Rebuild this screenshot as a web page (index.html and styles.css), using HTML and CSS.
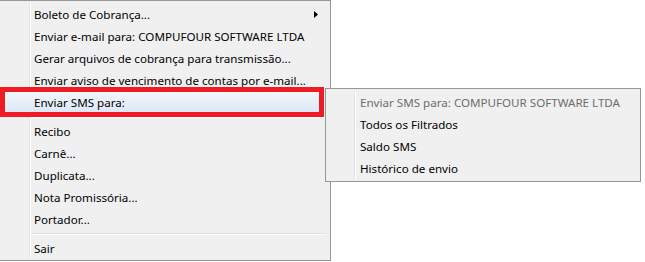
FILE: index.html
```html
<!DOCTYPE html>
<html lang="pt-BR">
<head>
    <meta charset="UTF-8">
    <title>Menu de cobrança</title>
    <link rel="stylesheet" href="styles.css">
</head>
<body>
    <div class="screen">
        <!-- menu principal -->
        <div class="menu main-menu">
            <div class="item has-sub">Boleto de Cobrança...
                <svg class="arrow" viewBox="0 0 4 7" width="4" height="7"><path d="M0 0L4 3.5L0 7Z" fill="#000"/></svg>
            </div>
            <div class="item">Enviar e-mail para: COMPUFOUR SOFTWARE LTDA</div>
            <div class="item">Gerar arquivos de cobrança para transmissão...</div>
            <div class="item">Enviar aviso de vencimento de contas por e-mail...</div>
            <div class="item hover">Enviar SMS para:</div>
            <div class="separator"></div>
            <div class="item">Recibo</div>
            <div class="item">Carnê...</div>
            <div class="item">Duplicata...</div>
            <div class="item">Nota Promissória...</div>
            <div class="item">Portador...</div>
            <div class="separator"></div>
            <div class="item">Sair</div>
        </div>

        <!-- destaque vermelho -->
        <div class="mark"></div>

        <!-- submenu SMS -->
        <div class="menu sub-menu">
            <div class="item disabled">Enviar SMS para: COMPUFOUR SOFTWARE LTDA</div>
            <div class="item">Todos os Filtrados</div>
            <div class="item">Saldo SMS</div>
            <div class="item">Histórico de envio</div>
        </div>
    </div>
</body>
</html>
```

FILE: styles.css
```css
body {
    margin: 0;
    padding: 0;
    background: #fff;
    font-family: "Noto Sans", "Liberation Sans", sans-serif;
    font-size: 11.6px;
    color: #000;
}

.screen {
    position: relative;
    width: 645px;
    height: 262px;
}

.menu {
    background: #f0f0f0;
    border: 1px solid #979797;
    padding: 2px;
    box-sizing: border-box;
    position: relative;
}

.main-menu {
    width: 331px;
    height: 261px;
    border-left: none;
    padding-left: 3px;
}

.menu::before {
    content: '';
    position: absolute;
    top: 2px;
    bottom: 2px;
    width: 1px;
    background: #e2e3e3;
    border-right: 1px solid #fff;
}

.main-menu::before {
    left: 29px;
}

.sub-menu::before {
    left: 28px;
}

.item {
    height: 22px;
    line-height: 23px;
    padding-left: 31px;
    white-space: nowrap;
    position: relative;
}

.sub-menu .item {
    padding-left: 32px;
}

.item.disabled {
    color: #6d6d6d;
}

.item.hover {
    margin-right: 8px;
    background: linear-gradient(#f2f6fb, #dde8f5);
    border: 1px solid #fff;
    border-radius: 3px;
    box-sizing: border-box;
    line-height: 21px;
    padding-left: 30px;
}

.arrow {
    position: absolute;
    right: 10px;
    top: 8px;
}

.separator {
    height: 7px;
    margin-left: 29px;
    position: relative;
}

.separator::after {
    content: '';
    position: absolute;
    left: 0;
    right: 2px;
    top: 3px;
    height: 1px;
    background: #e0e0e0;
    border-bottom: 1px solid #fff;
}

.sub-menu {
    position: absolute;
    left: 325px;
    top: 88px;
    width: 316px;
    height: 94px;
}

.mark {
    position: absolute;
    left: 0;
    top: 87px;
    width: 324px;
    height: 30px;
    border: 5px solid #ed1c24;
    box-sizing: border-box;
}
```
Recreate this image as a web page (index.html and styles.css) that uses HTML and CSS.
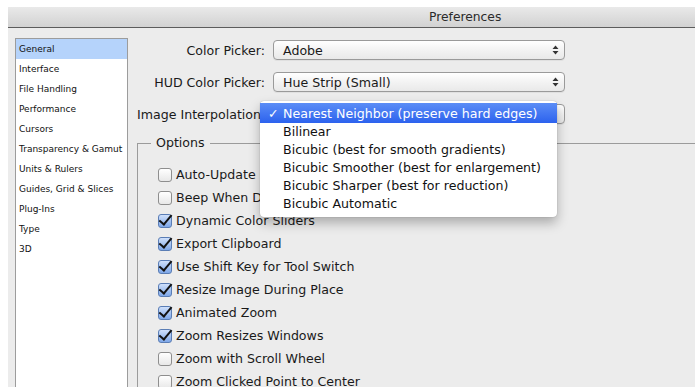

**TASK PROMPT:** Quote the material in full and exactly; do not carry over its pictures.

**COMPLETE RESPONSE:**
Rebuild this screenshot as a web page (index.html and styles.css), using HTML and CSS.
FILE: index.html
```html
<!DOCTYPE html>
<html lang="pt-BR">
<head>
    <meta charset="UTF-8">
    <title>Menu de cobrança</title>
    <link rel="stylesheet" href="styles.css">
</head>
<body>
    <div class="screen">
        <!-- menu principal -->
        <div class="menu main-menu">
            <div class="item has-sub">Boleto de Cobrança...
                <svg class="arrow" viewBox="0 0 4 7" width="4" height="7"><path d="M0 0L4 3.5L0 7Z" fill="#000"/></svg>
            </div>
            <div class="item">Enviar e-mail para: COMPUFOUR SOFTWARE LTDA</div>
            <div class="item">Gerar arquivos de cobrança para transmissão...</div>
            <div class="item">Enviar aviso de vencimento de contas por e-mail...</div>
            <div class="item hover">Enviar SMS para:</div>
            <div class="separator"></div>
            <div class="item">Recibo</div>
            <div class="item">Carnê...</div>
            <div class="item">Duplicata...</div>
            <div class="item">Nota Promissória...</div>
            <div class="item">Portador...</div>
            <div class="separator"></div>
            <div class="item">Sair</div>
        </div>

        <!-- destaque vermelho -->
        <div class="mark"></div>

        <!-- submenu SMS -->
        <div class="menu sub-menu">
            <div class="item disabled">Enviar SMS para: COMPUFOUR SOFTWARE LTDA</div>
            <div class="item">Todos os Filtrados</div>
            <div class="item">Saldo SMS</div>
            <div class="item">Histórico de envio</div>
        </div>
    </div>
</body>
</html>
```

FILE: styles.css
```css
body {
    margin: 0;
    padding: 0;
    background: #fff;
    font-family: "Noto Sans", "Liberation Sans", sans-serif;
    font-size: 11.6px;
    color: #000;
}

.screen {
    position: relative;
    width: 645px;
    height: 262px;
}

.menu {
    background: #f0f0f0;
    border: 1px solid #979797;
    padding: 2px;
    box-sizing: border-box;
    position: relative;
}

.main-menu {
    width: 331px;
    height: 261px;
    border-left: none;
    padding-left: 3px;
}

.menu::before {
    content: '';
    position: absolute;
    top: 2px;
    bottom: 2px;
    width: 1px;
    background: #e2e3e3;
    border-right: 1px solid #fff;
}

.main-menu::before {
    left: 29px;
}

.sub-menu::before {
    left: 28px;
}

.item {
    height: 22px;
    line-height: 23px;
    padding-left: 31px;
    white-space: nowrap;
    position: relative;
}

.sub-menu .item {
    padding-left: 32px;
}

.item.disabled {
    color: #6d6d6d;
}

.item.hover {
    margin-right: 8px;
    background: linear-gradient(#f2f6fb, #dde8f5);
    border: 1px solid #fff;
    border-radius: 3px;
    box-sizing: border-box;
    line-height: 21px;
    padding-left: 30px;
}

.arrow {
    position: absolute;
    right: 10px;
    top: 8px;
}

.separator {
    height: 7px;
    margin-left: 29px;
    position: relative;
}

.separator::after {
    content: '';
    position: absolute;
    left: 0;
    right: 2px;
    top: 3px;
    height: 1px;
    background: #e0e0e0;
    border-bottom: 1px solid #fff;
}

.sub-menu {
    position: absolute;
    left: 325px;
    top: 88px;
    width: 316px;
    height: 94px;
}

.mark {
    position: absolute;
    left: 0;
    top: 87px;
    width: 324px;
    height: 30px;
    border: 5px solid #ed1c24;
    box-sizing: border-box;
}
```
Recreate this image as a web page (index.html and styles.css) that uses HTML and CSS.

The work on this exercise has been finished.